**WHAT TO WORK ON:** Lines holding the string "React" are the ones to copy; find them all in the data.

**DATA SEGMENT:**
## begin

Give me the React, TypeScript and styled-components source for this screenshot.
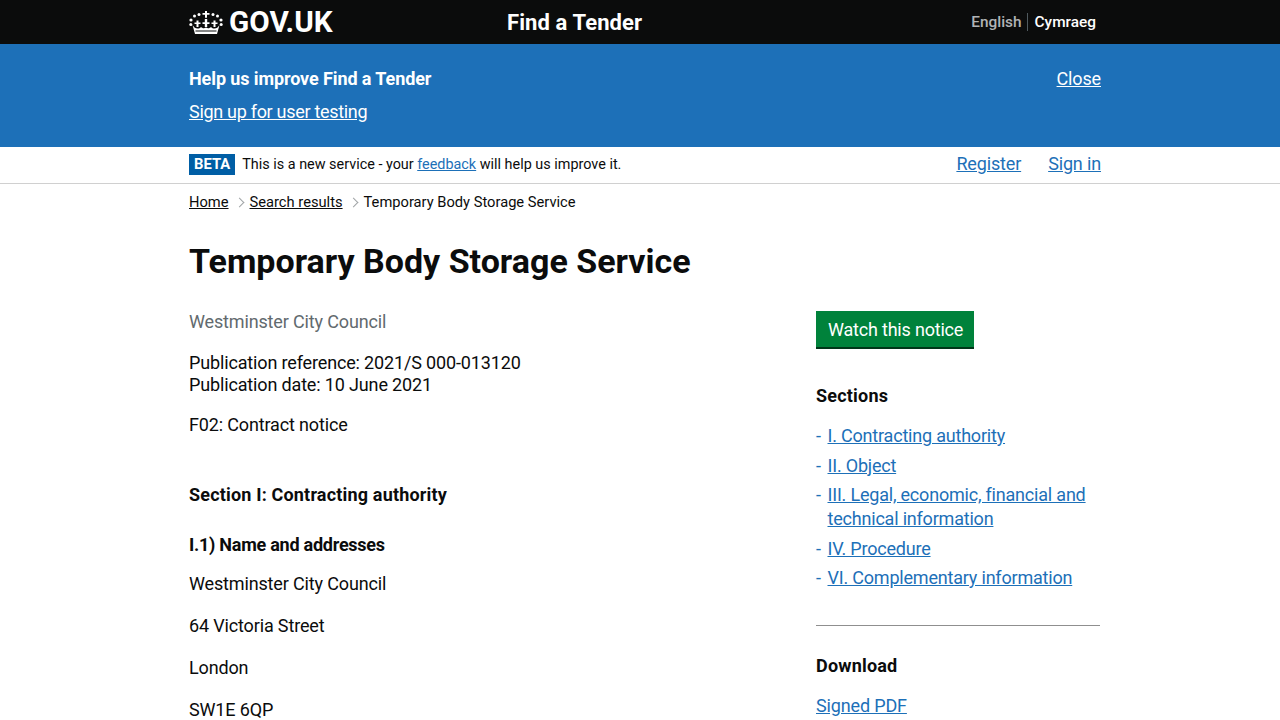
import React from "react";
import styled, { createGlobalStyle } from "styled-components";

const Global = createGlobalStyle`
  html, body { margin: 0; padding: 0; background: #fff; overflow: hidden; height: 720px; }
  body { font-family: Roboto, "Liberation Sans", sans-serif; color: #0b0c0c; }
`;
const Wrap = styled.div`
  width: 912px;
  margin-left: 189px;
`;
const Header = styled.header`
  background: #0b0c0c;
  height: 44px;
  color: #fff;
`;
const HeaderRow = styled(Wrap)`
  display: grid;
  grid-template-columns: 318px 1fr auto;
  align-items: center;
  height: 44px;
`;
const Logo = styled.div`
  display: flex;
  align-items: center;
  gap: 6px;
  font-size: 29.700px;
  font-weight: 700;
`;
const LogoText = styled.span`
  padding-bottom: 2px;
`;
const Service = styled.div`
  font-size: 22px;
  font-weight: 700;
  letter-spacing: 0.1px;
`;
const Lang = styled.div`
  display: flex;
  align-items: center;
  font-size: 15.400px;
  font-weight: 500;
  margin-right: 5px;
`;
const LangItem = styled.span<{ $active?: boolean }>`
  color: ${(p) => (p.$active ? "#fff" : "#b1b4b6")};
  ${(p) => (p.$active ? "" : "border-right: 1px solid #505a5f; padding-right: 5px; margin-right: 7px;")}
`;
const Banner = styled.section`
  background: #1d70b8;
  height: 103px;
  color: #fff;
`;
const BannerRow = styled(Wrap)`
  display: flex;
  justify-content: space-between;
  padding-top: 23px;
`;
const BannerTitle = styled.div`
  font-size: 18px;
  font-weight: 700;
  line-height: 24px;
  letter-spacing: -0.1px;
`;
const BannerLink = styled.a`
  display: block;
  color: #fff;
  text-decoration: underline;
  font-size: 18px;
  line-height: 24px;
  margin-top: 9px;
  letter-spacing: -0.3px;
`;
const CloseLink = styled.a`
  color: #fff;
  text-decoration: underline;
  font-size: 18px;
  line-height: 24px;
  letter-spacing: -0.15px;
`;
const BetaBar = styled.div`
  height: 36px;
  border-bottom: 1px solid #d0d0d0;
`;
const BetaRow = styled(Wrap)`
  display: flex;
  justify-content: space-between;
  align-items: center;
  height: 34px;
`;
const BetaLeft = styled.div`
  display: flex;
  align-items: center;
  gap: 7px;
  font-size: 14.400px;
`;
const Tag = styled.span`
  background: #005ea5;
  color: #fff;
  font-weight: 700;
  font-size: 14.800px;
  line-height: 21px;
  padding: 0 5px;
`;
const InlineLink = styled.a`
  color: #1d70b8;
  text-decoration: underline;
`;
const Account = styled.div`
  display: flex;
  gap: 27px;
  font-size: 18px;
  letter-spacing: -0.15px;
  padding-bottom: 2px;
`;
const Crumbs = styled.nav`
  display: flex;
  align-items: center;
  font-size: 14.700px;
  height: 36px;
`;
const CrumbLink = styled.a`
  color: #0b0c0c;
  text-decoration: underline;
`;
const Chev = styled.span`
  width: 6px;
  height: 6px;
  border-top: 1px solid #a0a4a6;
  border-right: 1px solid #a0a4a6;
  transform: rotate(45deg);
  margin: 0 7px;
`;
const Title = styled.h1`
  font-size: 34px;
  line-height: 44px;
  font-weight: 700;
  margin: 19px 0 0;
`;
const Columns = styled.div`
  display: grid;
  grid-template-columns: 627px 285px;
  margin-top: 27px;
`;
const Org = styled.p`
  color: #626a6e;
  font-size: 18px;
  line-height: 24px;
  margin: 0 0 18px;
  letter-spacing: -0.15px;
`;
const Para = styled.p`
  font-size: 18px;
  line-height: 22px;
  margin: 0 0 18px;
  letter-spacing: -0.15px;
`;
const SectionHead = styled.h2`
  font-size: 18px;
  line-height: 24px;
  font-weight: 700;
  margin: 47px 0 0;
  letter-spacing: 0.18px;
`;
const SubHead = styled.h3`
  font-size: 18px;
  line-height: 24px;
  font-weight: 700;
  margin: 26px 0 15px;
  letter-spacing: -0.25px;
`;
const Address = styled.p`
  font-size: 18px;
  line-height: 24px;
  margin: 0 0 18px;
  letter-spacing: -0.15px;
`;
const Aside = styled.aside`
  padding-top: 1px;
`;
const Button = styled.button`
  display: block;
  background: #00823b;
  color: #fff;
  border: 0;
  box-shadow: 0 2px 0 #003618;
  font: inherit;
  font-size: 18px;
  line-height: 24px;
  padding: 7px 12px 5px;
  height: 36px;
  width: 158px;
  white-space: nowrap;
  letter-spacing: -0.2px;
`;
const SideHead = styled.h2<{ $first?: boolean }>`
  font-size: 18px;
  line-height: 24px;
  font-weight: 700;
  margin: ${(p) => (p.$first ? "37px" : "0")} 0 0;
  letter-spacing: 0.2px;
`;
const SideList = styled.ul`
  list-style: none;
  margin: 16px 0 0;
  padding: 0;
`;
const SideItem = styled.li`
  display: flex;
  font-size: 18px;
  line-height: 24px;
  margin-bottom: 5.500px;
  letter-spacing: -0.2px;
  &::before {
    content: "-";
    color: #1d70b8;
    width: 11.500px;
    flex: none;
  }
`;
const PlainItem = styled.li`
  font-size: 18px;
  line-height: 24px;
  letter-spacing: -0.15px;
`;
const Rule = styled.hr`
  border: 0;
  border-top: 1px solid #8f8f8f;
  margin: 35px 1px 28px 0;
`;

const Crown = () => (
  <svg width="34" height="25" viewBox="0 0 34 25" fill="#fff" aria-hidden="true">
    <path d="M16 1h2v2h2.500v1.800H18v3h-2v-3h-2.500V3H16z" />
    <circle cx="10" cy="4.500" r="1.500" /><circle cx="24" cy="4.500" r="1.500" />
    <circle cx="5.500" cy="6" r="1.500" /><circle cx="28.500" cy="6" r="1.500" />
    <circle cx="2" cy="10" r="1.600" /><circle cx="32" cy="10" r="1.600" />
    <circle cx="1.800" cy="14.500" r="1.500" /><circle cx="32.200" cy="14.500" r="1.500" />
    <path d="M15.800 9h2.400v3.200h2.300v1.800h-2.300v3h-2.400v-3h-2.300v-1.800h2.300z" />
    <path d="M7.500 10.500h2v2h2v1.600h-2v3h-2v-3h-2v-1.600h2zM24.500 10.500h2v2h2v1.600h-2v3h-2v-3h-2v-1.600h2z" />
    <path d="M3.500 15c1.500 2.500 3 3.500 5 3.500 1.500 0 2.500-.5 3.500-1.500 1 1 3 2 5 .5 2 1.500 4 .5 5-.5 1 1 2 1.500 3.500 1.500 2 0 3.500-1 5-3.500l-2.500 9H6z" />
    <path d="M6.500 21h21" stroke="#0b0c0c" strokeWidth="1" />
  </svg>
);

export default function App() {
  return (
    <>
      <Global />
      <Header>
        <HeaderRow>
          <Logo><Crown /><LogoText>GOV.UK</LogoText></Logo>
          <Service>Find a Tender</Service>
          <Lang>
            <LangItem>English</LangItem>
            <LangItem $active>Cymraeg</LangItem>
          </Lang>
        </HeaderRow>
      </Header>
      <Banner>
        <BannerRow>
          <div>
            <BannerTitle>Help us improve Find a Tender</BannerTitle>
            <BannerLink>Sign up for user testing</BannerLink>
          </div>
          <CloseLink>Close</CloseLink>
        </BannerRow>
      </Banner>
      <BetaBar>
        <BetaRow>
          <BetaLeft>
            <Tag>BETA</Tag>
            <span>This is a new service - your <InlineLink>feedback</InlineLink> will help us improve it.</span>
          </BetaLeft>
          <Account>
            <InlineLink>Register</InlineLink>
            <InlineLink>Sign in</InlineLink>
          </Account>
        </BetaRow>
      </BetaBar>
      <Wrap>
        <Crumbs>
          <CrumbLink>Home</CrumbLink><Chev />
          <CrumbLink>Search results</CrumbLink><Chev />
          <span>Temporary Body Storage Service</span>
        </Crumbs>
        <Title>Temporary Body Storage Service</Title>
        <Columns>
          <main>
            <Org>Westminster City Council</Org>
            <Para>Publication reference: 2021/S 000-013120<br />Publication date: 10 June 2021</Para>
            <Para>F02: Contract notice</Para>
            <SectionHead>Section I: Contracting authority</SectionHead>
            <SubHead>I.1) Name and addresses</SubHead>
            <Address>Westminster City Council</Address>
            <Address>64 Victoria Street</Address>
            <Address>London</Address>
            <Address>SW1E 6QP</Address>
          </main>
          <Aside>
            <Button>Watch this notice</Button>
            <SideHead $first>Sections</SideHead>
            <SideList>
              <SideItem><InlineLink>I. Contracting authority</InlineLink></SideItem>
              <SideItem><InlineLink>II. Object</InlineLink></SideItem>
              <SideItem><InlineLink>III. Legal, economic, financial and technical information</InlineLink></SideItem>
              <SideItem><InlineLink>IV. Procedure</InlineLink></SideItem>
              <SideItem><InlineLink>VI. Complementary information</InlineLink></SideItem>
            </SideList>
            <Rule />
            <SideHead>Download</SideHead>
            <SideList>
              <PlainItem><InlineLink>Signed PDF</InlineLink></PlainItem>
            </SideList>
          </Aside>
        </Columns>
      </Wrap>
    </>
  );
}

## end

**RESPONSE TO THE EXERCISE:**
Give me the React, TypeScript and styled-components source for this screenshot.
import React from "react";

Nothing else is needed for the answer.